Por Vicente Vilardaga
O caso Roger Abdelmassih é um
exemplo claro de como as instituições e autoridades brasileiras têm sido
historicamente permissivas em relação ao estupro e a outras formas de
assédio sexual masculino.
O mecanismo geral de proteção do
homem é simples: muitos machos locais estão acostumados a se impor pelo
assédio, em maior ou menor grau, e, quando acontece uma crise e algum
comportamento extremo vem à tona, um macho protege o outro e não deixa o
crime vazar, faz que não viu, minimiza o ato ou transfere a culpa para a
mulher.
Dessa forma, o ex-médico abusou de
dezenas de mulheres em sua clínica, durante 20 anos, e nunca um boato
prosperou ou uma denúncia contra ele no Conselho de Medicina ou na
polícia se tornou pública antes de 2009, embora Abdelmassih fosse
conhecido por namorar pacientes e exagerar na propaganda de seus feitos.
De um modo geral, o ex-médico
pensava que suas vítimas davam motivo para serem atacadas, "jogavam o
milho", como ele disse em uma das gravações feitas pela promotoria,
quando foragido no Paraguai.
É um raciocínio esquisito que serve
de base para a ação de estupradores e que um típico macho brasileiro
consegue entender. Estupra-se nesse país desde os tempos imemoriais,
quando chegaram as caravelas de Cabral, porque as mulheres "jogam o
milho".
E as instituições dominadas por
homens toleram esses desvios, que, até virem a público e se revelarem
monstruosos sob qualquer ponto de vista, são tratados como duvidosos
pelos critérios que orientam a manutenção do poder masculino. Os
sistemas de controle sobre a violência sexual contra a mulher são
frouxos por aqui e afrouxam ainda mais conforme a capacidade advocatícia
dos acusados e a disposição da polícia de investigar o caso.

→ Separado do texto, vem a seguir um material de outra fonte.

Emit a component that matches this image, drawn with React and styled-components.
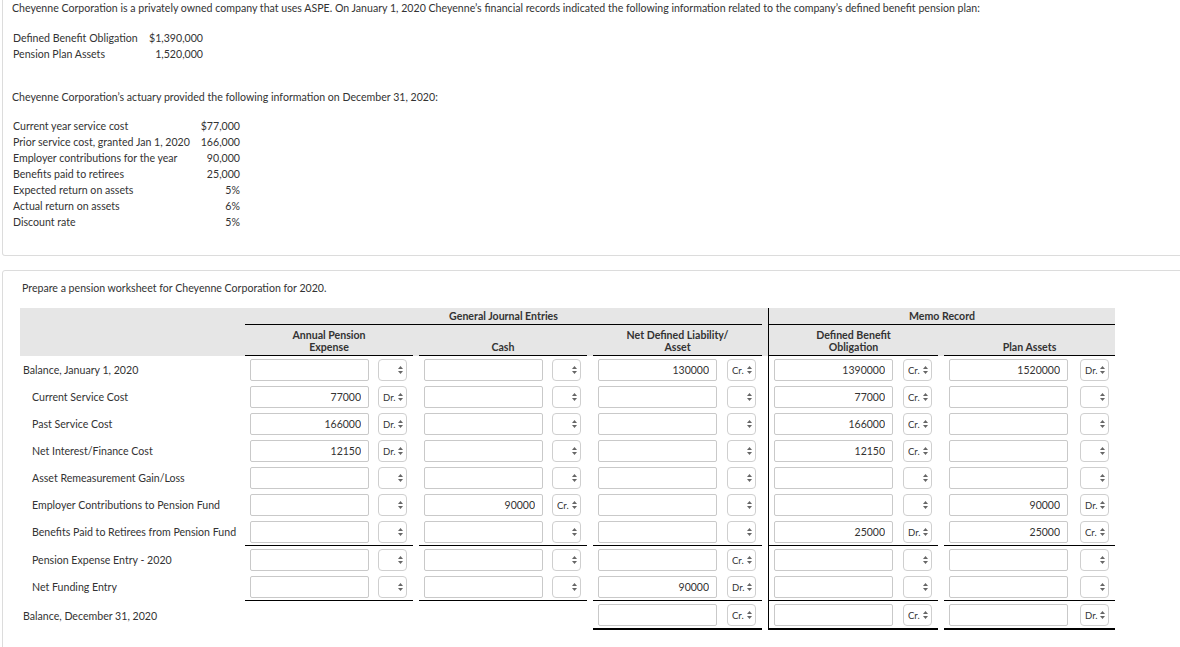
import React from "react";
import styled, { createGlobalStyle } from "styled-components";

const GlobalStyle = createGlobalStyle`
  html, body {
    margin: 0;
    padding: 0;
    background: #fff;
  }
  body {
    font-family: Lato, "Open Sans", "Liberation Sans", sans-serif;
    font-size: 10.6px;
    color: #333;
    overflow: hidden;
  }
`;

const Page = styled.div`
  width: 1180px;
  height: 647px;
  overflow: hidden;
  padding-left: 2px;
  box-sizing: border-box;
`;

const Panel = styled.section`
  width: 1230px;
  box-sizing: border-box;
  border: 1px solid #dcdcdc;
  border-radius: 3px;
`;

const FactsPanel = styled(Panel)`
  border-top: none;
  border-radius: 0 0 3px 3px;
  padding: 0 10px 25px 9px;
`;

const WorkPanel = styled(Panel)`
  margin-top: 14px;
  padding: 9px 0 40px 17px;
`;

const Para = styled.p`
  margin: ${(p) => p.$top || 0}px 0 0;
  line-height: 16px;
  padding-left: ${(p) => p.$indent || 0}px;
  white-space: nowrap;
`;

const Facts = styled.div`
  display: grid;
  grid-template-columns: ${(p) => p.$label}px ${(p) => p.$value}px;
  line-height: 16px;
  margin-top: ${(p) => p.$top}px;
  padding-left: 1px;
  white-space: nowrap;
`;

const FactValue = styled.span`
  text-align: right;
`;

const Sheet = styled.div`
  width: 1095px;
  margin-top: 12px;
`;

const HeadBand = styled.div`
  background: #e6e6e6;
`;

const Row = styled.div`
  display: grid;
  grid-template-columns: 219px 168px 168px 169px 170px 171px;
  column-gap: 6px;
`;

const GroupTitle = styled.div`
  grid-column: ${(p) => p.$span};
  height: 17px;
  box-sizing: border-box;
  border-bottom: 1.5px solid #000;
  border-left: ${(p) => (p.$divider ? "1.5px solid #000" : "none")};
  font-weight: 700;
  text-align: center;
  line-height: 17px;
`;

const ColTitle = styled.div`
  height: 31px;
  box-sizing: border-box;
  border-bottom: 1.5px solid #000;
  border-left: ${(p) => (p.$divider ? "1.5px solid #000" : "none")};
  display: flex;
  flex-direction: column;
  justify-content: flex-end;
  align-items: center;
  padding-bottom: 2px;
  font-weight: 700;
  line-height: 11.5px;
  text-align: center;
`;

const Label = styled.div`
  display: flex;
  align-items: center;
  padding-left: ${(p) => (p.$indent ? 12 : 3)}px;
  white-space: nowrap;
`;

const Group = styled.div`
  display: flex;
  justify-content: space-between;
  align-items: center;
  box-sizing: border-box;
  padding: 3px 6px 2px 5px;
  border-left: ${(p) => (p.$divider ? "1.5px solid #000" : "none")};
  border-bottom: ${(p) =>
    p.$rule === "thick" ? "2.5px solid #000" : p.$rule === "thin" ? "1.5px solid #000" : "none"};
`;

const Amount = styled.input`
  width: 119px;
  height: 22px;
  box-sizing: border-box;
  margin: 0;
  border: 1px solid #c9c9c9;
  border-radius: 2px;
  padding: 0 7px;
  text-align: right;
  font-family: inherit;
  font-size: 10.5px;
  color: #333;
  background: #fff;
  outline: none;
`;

const SelectWrap = styled.div`
  position: relative;
  width: 29px;
  height: 22px;
`;

const Select = styled.select`
  appearance: none;
  -webkit-appearance: none;
  width: 100%;
  height: 100%;
  box-sizing: border-box;
  margin: 0;
  border: 1px solid #cfcfcf;
  border-radius: 4px;
  background: #fff;
  padding: 0 0 0 4px;
  font-family: inherit;
  font-size: 9.5px;
  color: #333;
  outline: none;
`;

const Arrows = styled.svg`
  position: absolute;
  right: 4px;
  top: 7px;
  pointer-events: none;
`;

const DrCr = ({ value }) => (
  <SelectWrap>
    <Select defaultValue={value || ""}>
      <option value=""></option>
      <option value="Dr.">Dr.</option>
      <option value="Cr.">Cr.</option>
    </Select>
    <Arrows width="5" height="8" viewBox="0 0 5 8">
      <path d="M2.5 0 L5 3 L0 3 Z" fill="#666" />
      <path d="M2.5 8 L5 5 L0 5 Z" fill="#666" />
    </Arrows>
  </SelectWrap>
);

const rows = [
  { label: "Balance, January 1, 2020", cells: [["", ""], ["", ""], ["130000", "Cr."], ["1390000", "Cr."], ["1520000", "Dr."]] },
  { label: "Current Service Cost", indent: true, cells: [["77000", "Dr."], ["", ""], ["", ""], ["77000", "Cr."], ["", ""]] },
  { label: "Past Service Cost", indent: true, cells: [["166000", "Dr."], ["", ""], ["", ""], ["166000", "Cr."], ["", ""]] },
  { label: "Net Interest/Finance Cost", indent: true, cells: [["12150", "Dr."], ["", ""], ["", ""], ["12150", "Cr."], ["", ""]] },
  { label: "Asset Remeasurement Gain/Loss", indent: true, cells: [["", ""], ["", ""], ["", ""], ["", ""], ["", ""]] },
  { label: "Employer Contributions to Pension Fund", indent: true, cells: [["", ""], ["90000", "Cr."], ["", ""], ["", ""], ["90000", "Dr."]] },
  { label: "Benefits Paid to Retirees from Pension Fund", indent: true, rule: "thin", cells: [["", ""], ["", ""], ["", ""], ["25000", "Dr."], ["25000", "Cr."]] },
  { label: "Pension Expense Entry - 2020", indent: true, cells: [["", ""], ["", ""], ["", "Cr."], ["", ""], ["", ""]] },
  { label: "Net Funding Entry", indent: true, rule: "thin", cells: [["", ""], ["", ""], ["90000", "Dr."], ["", ""], ["", ""]] },
  { label: "Balance, December 31, 2020", rule: "thick", cells: [null, null, ["", "Cr."], ["", "Cr."], ["", "Dr."]] },
];

const columns = [
  ["Annual Pension", "Expense"],
  ["Cash"],
  ["Net Defined Liability/", "Asset"],
  ["Defined Benefit", "Obligation"],
  ["Plan Assets"],
];

export default function App() {
  return (
    <Page>
      <GlobalStyle />
      <FactsPanel>
        <Para>
          Cheyenne Corporation is a privately owned company that uses ASPE. On January 1, 2020 Cheyenne’s financial
          records indicated the following information related to the company’s defined benefit pension plan:
        </Para>
        <Facts $label={135} $value={55} $top={14}>
          <span>Defined Benefit Obligation</span>
          <FactValue>$1,390,000</FactValue>
          <span>Pension Plan Assets</span>
          <FactValue>1,520,000</FactValue>
        </Facts>
        <Para $top={27}>Cheyenne Corporation’s actuary provided the following information on December 31, 2020:</Para>
        <Facts $label={180} $value={47} $top={13}>
          <span>Current year service cost</span>
          <FactValue>$77,000</FactValue>
          <span>Prior service cost, granted Jan 1, 2020</span>
          <FactValue>166,000</FactValue>
          <span>Employer contributions for the year</span>
          <FactValue>90,000</FactValue>
          <span>Benefits paid to retirees</span>
          <FactValue>25,000</FactValue>
          <span>Expected return on assets</span>
          <FactValue>5%</FactValue>
          <span>Actual return on assets</span>
          <FactValue>6%</FactValue>
          <span>Discount rate</span>
          <FactValue>5%</FactValue>
        </Facts>
      </FactsPanel>

      <WorkPanel>
        <Para $indent={2}>Prepare a pension worksheet for Cheyenne Corporation for 2020.</Para>
        <Sheet>
          <HeadBand>
            <Row>
              <div />
              <GroupTitle $span="2 / 5">General Journal Entries</GroupTitle>
              <GroupTitle $span="5 / 7" $divider>
                Memo Record
              </GroupTitle>
            </Row>
            <Row>
              <div />
              {columns.map((lines, i) => (
                <ColTitle key={i} $divider={i === 3}>
                  {lines.map((l) => (
                    <span key={l}>{l}</span>
                  ))}
                </ColTitle>
              ))}
            </Row>
          </HeadBand>
          {rows.map((row) => (
            <Row key={row.label}>
              <Label $indent={row.indent}>{row.label}</Label>
              {row.cells.map((cell, i) =>
                cell ? (
                  <Group key={i} $divider={i === 3} $rule={row.rule}>
                    <Amount defaultValue={cell[0]} />
                    <DrCr value={cell[1]} />
                  </Group>
                ) : (
                  <Group key={i} $divider={i === 3} />
                )
              )}
            </Row>
          ))}
        </Sheet>
      </WorkPanel>
    </Page>
  );
}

O estupro coletivo da adolescente de
16 anos em uma favela da zona oeste do Rio mostra que nosso processo
civilizatório avança claudicante. A tão aclamada sensualidade dos
trópicos floresce no Brasil ao lado de uma cultura perversa e orientada
para a violência sexual.
Verifica-se que um comportamento
selvagem de macho ressentido eclode a todo momento em áreas mais ou
menos desenvolvidas do país e em todas as classes sociais para provar
que o homem cordial brasileiro, seja pobre ou rico, pode demorar um
segundo para se revelar um crápula.
Pior do que estuprar, porém, é
dedurar. Muitas denúncias de estupro não prosperam porque os outros
machos (e também mulheres) que participaram, viram ou ficaram sabendo do
ato compartilham um estranho código de honra em que impera a hipocrisia
e o silêncio.
É o que acontece nos trotes
universitários, em especial nas melhores faculdades de medicina de São
Paulo. Na USP, por exemplo, como mostrou uma comissão de sindicância
interna, oito mulheres denunciaram ataques sexuais, entre 2011 e 2014,
mas, segundo o Ministério Público, a diretoria da instituição não deu
suporte às vítimas e deixou de "dar prosseguimento a procedimentos
administrativos de apuração".
O estupro é a manifestação mais
elementar da barbárie e o nível de tolerância ao ato deveria ser zero.
Mas no Brasil não é bem assim, percebe-se uma certa flexibilidade.
Abdelmassih só passou mais de duas décadas posando de garanhão e
aprontando na sua clínica médica porque deixaram.
VICENTE VILARDAGA, 51, é jornalista e escritor. Publicou recentemente o livro "A Clínica - A Farsa e os Crimes de Roger Abdelmassih" (ed. Record).